**Your instructions:**
State only how many lines below include the string "screenshot".

**Data lines:**
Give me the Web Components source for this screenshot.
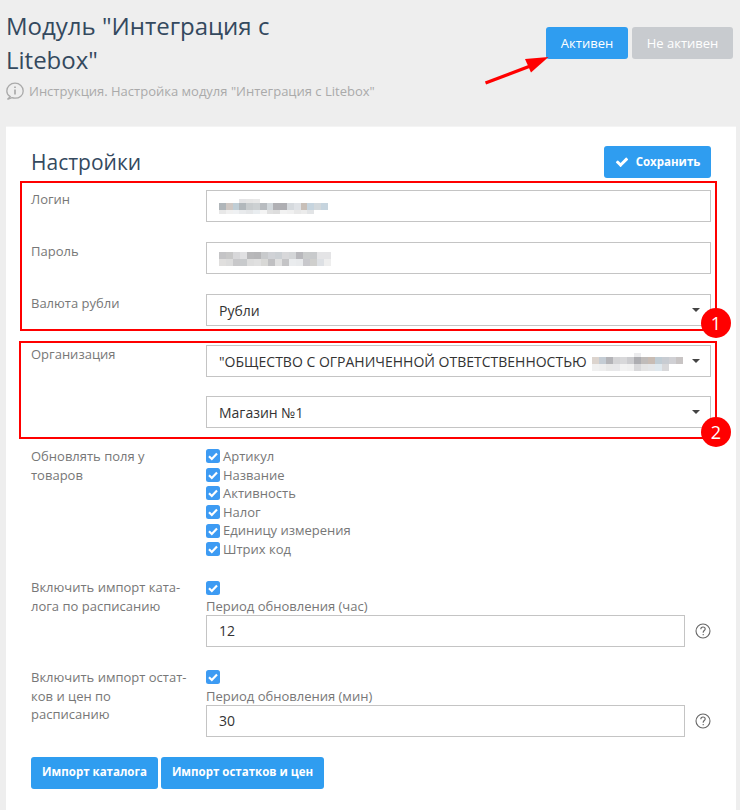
<!DOCTYPE html>
<html lang="ru">
<head>
<meta charset="utf-8">
<title>Модуль Litebox</title>
<style>
    html, body { margin: 0; height: 100%; }
    body {
        background: #eee;
        font: 13px/1.42857 "Open Sans", "Liberation Sans", sans-serif;
        color: #777;
        overflow: hidden;
    }
</style>
</head>
<body>
<module-page>
    <page-header slot="header" title-text='Модуль "Интеграция с Litebox"' note='Инструкция. Настройка модуля "Интеграция с Litebox"'></page-header>
    <settings-card heading="Настройки">
        <mark-box number="1" left="11" top="9" bottom="5" badge="9">
            <form-row label="Логин" gap="20">
                <field-box><blur-text cell="6.8" heights="4,7,4" rows="-,-,-,e4e4e6,e6e6e6,e8e8e8,-|b0b6ba,cfc8c4,c0ced6,b2b8bc,c8ccce,ccd0d2,b8bcc0,d2d8dc,b0b0b4,aeaeb2,d6dade,dfe2e6,c8bfb8,c6d4de,d2d8dc,c6d4de|e8e8e8,f0f0f0,eff1f3,e8eaec,e4e6e8,e9edf0,f4f4f4,e0e0e0,dddddd,f2f2f2,f0f0f0,e8e8e8,ececec,e2e4e6"></blur-text></field-box>
            </form-row>
            <form-row label="Пароль" gap="20">
                <field-box><blur-text cell="7" heights="7,7" rows="c4c4c6,c8c8c8,d8d8da,e0e0e2,b8b8ba,b6b6b8,c8cacc,d0d2d6,ccd0d4,d8d8da,d4d6d8,b8b8bc,cacccc,c8cacc,e4e4e6,e4e4e6|e0dfde,dcdcdc,c8c8ca,c8cacc,dddddd,e0e0e0,d8d8d6,c0c0c2,e0e0e0,c4c4c6,eaecee,e8eaec,c8c8cc,cfcfcd,dde0e4,eeeeee"></blur-text></field-box>
            </form-row>
            <form-row label="Валюта рубли">
                <field-box select>Рубли</field-box>
            </form-row>
        </mark-box>
        <mark-box number="2" left="12" top="4" bottom="11" badge="10" style="margin-top:19px">
            <form-row label="Организация">
                <field-box select gap="19">"ОБЩЕСТВО С ОГРАНИЧЕННОЙ ОТВЕТСТВЕННОСТЬЮ <blur-text cell="7" heights="4,7,7" rows="-,-,-,-,-,-,ececee,-,-,-,-,-,-|dcd4ce,c4ccd4,b4b4b8,d4d4d6,d8d8da,cccccf,adadb1,c0bcba,c8bcb4,c0ccd4,c8ccd2,d0d0d4,c8c4c4|f0f0f0,eeeeee,e8e8e8,e8e8ea,f2f2f2,f0f0f0,d8d8da,e4e4e4,e4e6e8,dfe8ee,d8d8da,ffffff,ffffff"></blur-text></field-box>
                <field-box select>Магазин №1</field-box>
            </form-row>
        </mark-box>
        <form-row label="Обновлять поля у товаров" gap="20" style="margin-top:19px">
            <check-item>Артикул</check-item>
            <check-item>Название</check-item>
            <check-item>Активность</check-item>
            <check-item>Налог</check-item>
            <check-item>Единицу измерения</check-item>
            <check-item>Штрих код</check-item>
        </form-row>
        <form-row label="Включить импорт ката-лога по расписанию" gap="21">
            <check-item></check-item>
            <span class="caption">Период обновления (час)</span>
            <field-box help>12</field-box>
        </form-row>
        <form-row label="Включить импорт остат-ков и цен по расписанию" gap="20">
            <check-item></check-item>
            <span class="caption">Период обновления (мин)</span>
            <field-box help>30</field-box>
        </form-row>
        <button-bar>
            <app-button width="127" strong>Импорт каталога</app-button>
            <app-button width="163" strong>Импорт остатков и цен</app-button>
        </button-bar>
    </settings-card>
</module-page>

<script>
    const check_path = "M1671 566q0 40-28 68l-724 724-136 136q-28 28-68 28t-68-28l-136-136-362-362q-28-28-28-68t28-68l136-136q28-28 68-28t68 28l294 295 656-657q28-28 68-28t68 28l136 136q28 28 28 68z";

    class ModulePage extends HTMLElement {
        constructor() {
            super();
            this.attachShadow({ mode: "open" }).innerHTML = `
            <style>
                :host { display:flex; flex-direction:column; height:810px; position:relative; }
                #arrow { position:absolute; left:484px; top:54px; }
            </style>
            <slot name="header"></slot>
            <slot></slot>
            <svg id="arrow" width="68" height="34" viewBox="0 0 68 34">
                <path d="M1.500 29 L45 12.500" stroke="#f00" stroke-width="3.400" fill="none"/>
                <path d="M64.500 3 L41 5 L47 18.500 Z" fill="#f00"/>
            </svg>`;
        }
    }

    class PageHeader extends HTMLElement {
        constructor() {
            super();
            this.attachShadow({ mode: "open" }).innerHTML = `
            <style>
                :host { display:flex; justify-content:space-between; height:126px; padding:9px 7px 0 6px; box-sizing:border-box; }
                h1 { margin:0; width:300px; font-size:24px; line-height:34px; font-weight:400; color:#34495e; }
                #note { display:flex; align-items:center; gap:5px; margin-top:4px; height:20px; color:#aaa; }
                #states { display:flex; gap:4px; margin-top:18px; align-items:flex-start; }
            </style>
            <div>
                <h1></h1>
                <div id="note">
                    <svg width="18" height="18" viewBox="0 0 18 18" fill="none" stroke="#aaa" stroke-width="1.300">
                        <path d="M4.200 14.600 C2 13.200 .8 11.200 .8 8.900 C.8 4.600 4.400 1.200 9 1.200 C13.600 1.200 17.200 4.600 17.200 8.900 C17.200 13.200 13.600 16.200 9 16.200 C7.900 16.200 6.800 16 5.900 15.700 L1.500 17.300 Z"/>
                        <path d="M9 7.500 V12.500 M9 4.500 V6" stroke-width="1.700"/>
                    </svg>
                    <span id="note-text"></span>
                </div>
            </div>
            <div id="states">
                <app-button width="82">Активен</app-button>
                <app-button width="101" off>Не активен</app-button>
            </div>`;
            this.shadowRoot.querySelector("h1").textContent = this.getAttribute("title-text");
            this.shadowRoot.querySelector("#note-text").textContent = this.getAttribute("note");
        }
    }

    class AppButton extends HTMLElement {
        constructor() {
            super();
            this.attachShadow({ mode: "open" }).innerHTML = `
            <style>
                :host { display:inline-flex; align-items:center; justify-content:center; gap:7px; box-sizing:border-box; height:32px; border-radius:3px; background:#2f9df0; color:#fff; font-size:13px; white-space:nowrap; }
                :host([off]) { background:#c8cbcf; }
                :host([strong]) { font-weight:700; font-size:11.5px; }
                svg { display:none; }
                :host([save]) svg { display:block; }
            </style>
            <svg width="14" height="14" viewBox="0 0 1792 1792" fill="#fff"><path d="${check_path}"/></svg>
            <slot></slot>`;
            this.style.width = (this.getAttribute("width") || 100) + "px";
        }
    }

    class SettingsCard extends HTMLElement {
        constructor() {
            super();
            this.attachShadow({ mode: "open" }).innerHTML = `
            <style>
                :host { display:block; flex:1; margin:0 4px 0 6px; padding:19px 25px 0 25px; background:#fff; border-top:1px solid #f4f4f4; box-sizing:border-box; }
                #top { display:flex; justify-content:space-between; height:44px; }
                h2 { margin:0; font-size:21px; line-height:32px; font-weight:400; color:#34495e; }
            </style>
            <div id="top">
                <h2></h2>
                <app-button width="107" save strong>Сохранить</app-button>
            </div>
            <slot></slot>`;
            this.shadowRoot.querySelector("h2").textContent = this.getAttribute("heading");
        }
    }

    class MarkBox extends HTMLElement {
        constructor() {
            super();
            const top = this.getAttribute("top"), bottom = this.getAttribute("bottom");
            const left = this.getAttribute("left"), badge = this.getAttribute("badge");
            this.attachShadow({ mode: "open" }).innerHTML = `
            <style>
                :host { display:block; position:relative; }
                #frame { position:absolute; left:-${left}px; right:-6px; top:-${top}px; bottom:-${bottom}px; border:2px solid #f00; pointer-events:none; }
                #badge { position:absolute; right:-16px; bottom:-${badge}px; width:30px; height:30px; border-radius:50%; background:#f00; color:#fff; font-size:18px; line-height:30px; text-align:center; }
            </style>
            <slot></slot>
            <div id="frame"><div id="badge">${this.getAttribute("number")}</div></div>`;
        }
    }

    class FormRow extends HTMLElement {
        constructor() {
            super();
            this.attachShadow({ mode: "open" }).innerHTML = `
            <style>
                :host { display:grid; grid-template-columns:175px 1fr; color:#777; }
                #label { padding-right:14px; }
                #body { display:flex; flex-direction:column; min-width:0; }
                ::slotted(.caption) { height:18px; line-height:18px; }
            </style>
            <div id="label"></div>
            <div id="body"><slot></slot></div>`;
            this.shadowRoot.querySelector("#label").textContent = this.getAttribute("label");
            this.style.marginBottom = (this.getAttribute("gap") || 0) + "px";
        }
    }

    class FieldBox extends HTMLElement {
        constructor() {
            super();
            this.attachShadow({ mode: "open" }).innerHTML = `
            <style>
                :host { display:flex; align-items:center; height:32px; flex:none; position:relative; }
                #box { flex:1; min-width:0; height:100%; box-sizing:border-box; display:flex; align-items:center; gap:5px; padding:1px 12px 0; border:1px solid #c4c4c4; background:#fff; color:#333; font-size:14px; white-space:nowrap; overflow:hidden; }
                #caret { display:none; position:absolute; right:11px; top:14px; border:4px solid transparent; border-top:4px solid #444; border-bottom:0; }
                :host([select]) #caret { display:block; }
                #help { display:none; flex:none; width:26px; justify-content:flex-end; }
                :host([help]) #help { display:flex; }
            </style>
            <div id="box"><slot></slot></div>
            <div id="caret"></div>
            <div id="help">
                <svg width="16" height="16" viewBox="0 0 16 16" fill="none" stroke="#666" stroke-width="1.100">
                    <circle cx="8" cy="8" r="7"/>
                    <path d="M5.800 6.200 C5.800 4.900 6.800 4 8 4 C9.300 4 10.200 4.900 10.200 6 C10.200 7.400 8.200 7.600 8.200 9.300 V9.800 M8.200 11 V12.200"/>
                </svg>
            </div>`;
            const gap = this.getAttribute("gap");
            if (gap) this.style.marginBottom = gap + "px";
        }
    }

    // stand-in for the pixelated parts of the screenshot
    class BlurText extends HTMLElement {
        constructor() {
            super();
            const cell = this.getAttribute("cell");
            const heights = this.getAttribute("heights").split(",");
            const rows = this.getAttribute("rows").split("|").map(r => r.split(","));
            let html = "";
            rows.forEach((r, n) => {
                html += `<div class="row" style="height:${heights[n]}px">` + r.map(c => `<i style="background:${c == "-" ? "transparent" : "#" + c}"></i>`).join("") + "</div>";
            });
            this.attachShadow({ mode: "open" }).innerHTML = `
            <style>
                :host { display:inline-flex; flex-direction:column; flex:none; }
                .row { display:flex; }
                i { display:block; width:${cell}px; height:100%; }
            </style>${html}`;
        }
    }

    class CheckItem extends HTMLElement {
        constructor() {
            super();
            this.attachShadow({ mode: "open" }).innerHTML = `
            <style>
                :host { display:flex; align-items:center; gap:3px; height:18.57px; color:#777; }
                svg { flex:none; }
            </style>
            <svg width="14" height="14" viewBox="0 0 14 14">
                <rect width="14" height="14" rx="2.500" fill="#3d9bf3"/>
                <path d="M3 7.300 L5.800 10 L11 4.600" fill="none" stroke="#fff" stroke-width="2.200"/>
            </svg>
            <slot></slot>`;
        }
    }

    class ButtonBar extends HTMLElement {
        constructor() {
            super();
            this.attachShadow({ mode: "open" }).innerHTML = `
            <style>:host { display:flex; gap:3px; }</style>
            <slot></slot>`;
        }
    }

    customElements.define("app-button", AppButton);
    customElements.define("blur-text", BlurText);
    customElements.define("check-item", CheckItem);
    customElements.define("field-box", FieldBox);
    customElements.define("form-row", FormRow);
    customElements.define("mark-box", MarkBox);
    customElements.define("button-bar", ButtonBar);
    customElements.define("page-header", PageHeader);
    customElements.define("settings-card", SettingsCard);
    customElements.define("module-page", ModulePage);
</script>
</body>
</html>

**Complete output:**
2